DALI icon indicating copy to clipboard operation
DALI copied to clipboard

Error with GPU-only Image Decoding in NVIDIA DALI Pipeline

Open aafaqin opened this issue 11 months ago • 7 comments

Describe the question.

I’m encountering an issue while running a DALI pipeline with GPU-only decoding. The pipeline works when the fn.decoders.image operator is set to "mixed" mode, but it fails with device="gpu" mode, throwing an error about incompatible device storage for the input.
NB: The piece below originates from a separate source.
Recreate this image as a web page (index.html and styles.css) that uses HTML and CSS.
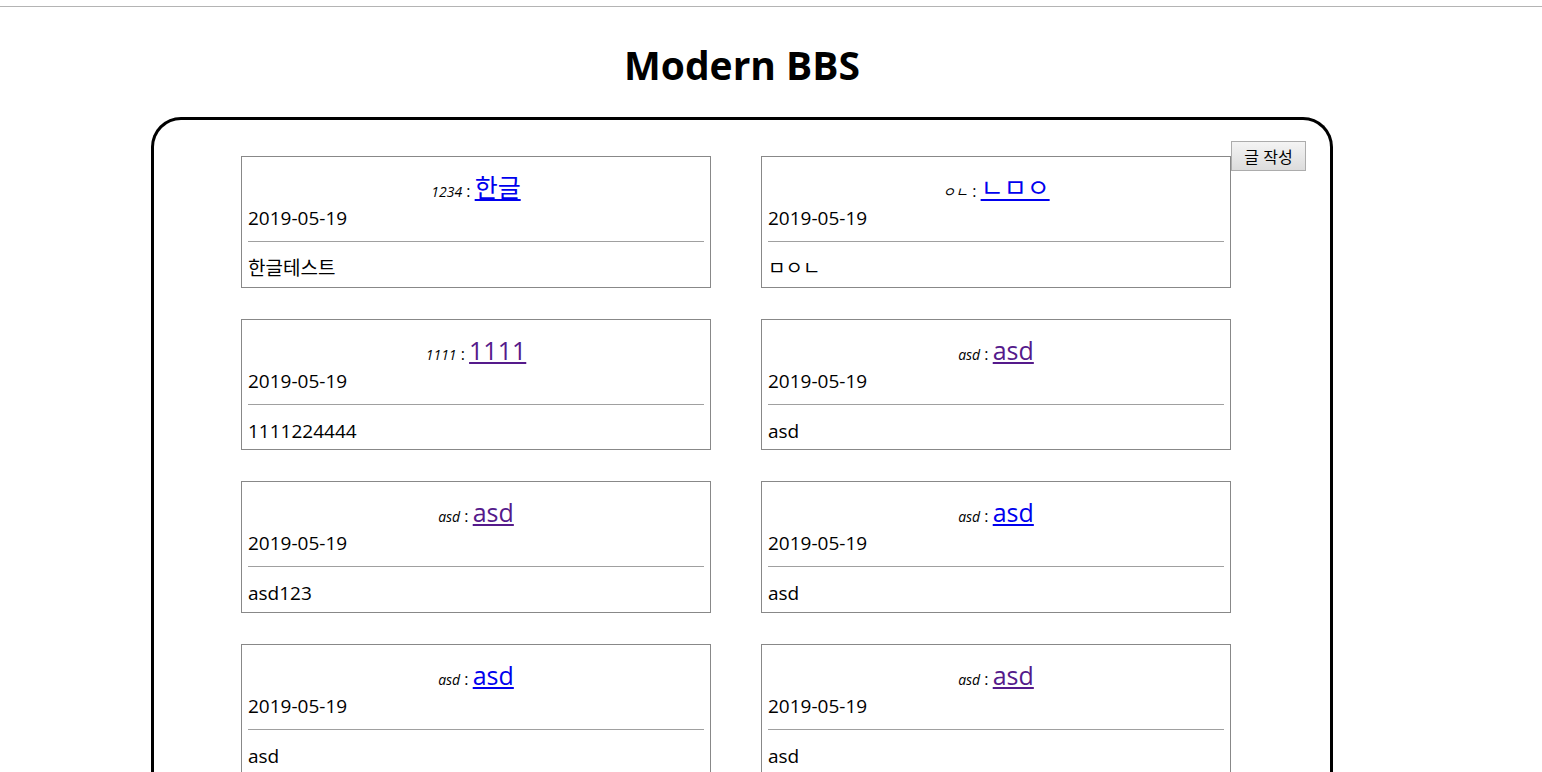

Here’s the setup and error details:

Code:

class SimplePipeline(Pipeline):
    def __init__(self, batch_size, num_threads, device_id, external_data):
        super(SimplePipeline, self).__init__(batch_size, num_threads, device_id, seed=12)
        self.input = fn.external_source(source=external_data, num_outputs=2, dtype=[types.UINT8, types.INT32])

    def define_graph(self):
        self.jpegs, self.labels = self.input
        # This works:
        # self.decode = fn.decoders.image(self.jpegs, device="mixed", output_type=types.RGB)
        
        # This fails with incompatible device storage error:
        self.decode = fn.decoders.image(self.jpegs, device="gpu", output_type=types.RGB)
        self.resize = fn.resize(self.decode, device="gpu", resize_x=1120, resize_y=640)
        
        self.cmnp = fn.crop_mirror_normalize(
            self.resize, device="gpu", dtype=types.FLOAT, output_layout="CHW",
            crop=(640, 1120), mean=[0.0, 0.0, 0.0], std=[255.0, 255.0, 255.0]
        )
        return self.cmnp, self.labels

pipe = SimplePipeline(batch_size=batch_size, num_threads=32, device_id=0, external_data=iter)
pipe.build()

Error:

RuntimeError: Assert on "IsCompatibleDevice(dev, inp_dev, op_type)" failed: The input 0 for gpu operator nvidia.dali.fn.decoders.image is stored on incompatible device "cpu". Valid device is "gpu".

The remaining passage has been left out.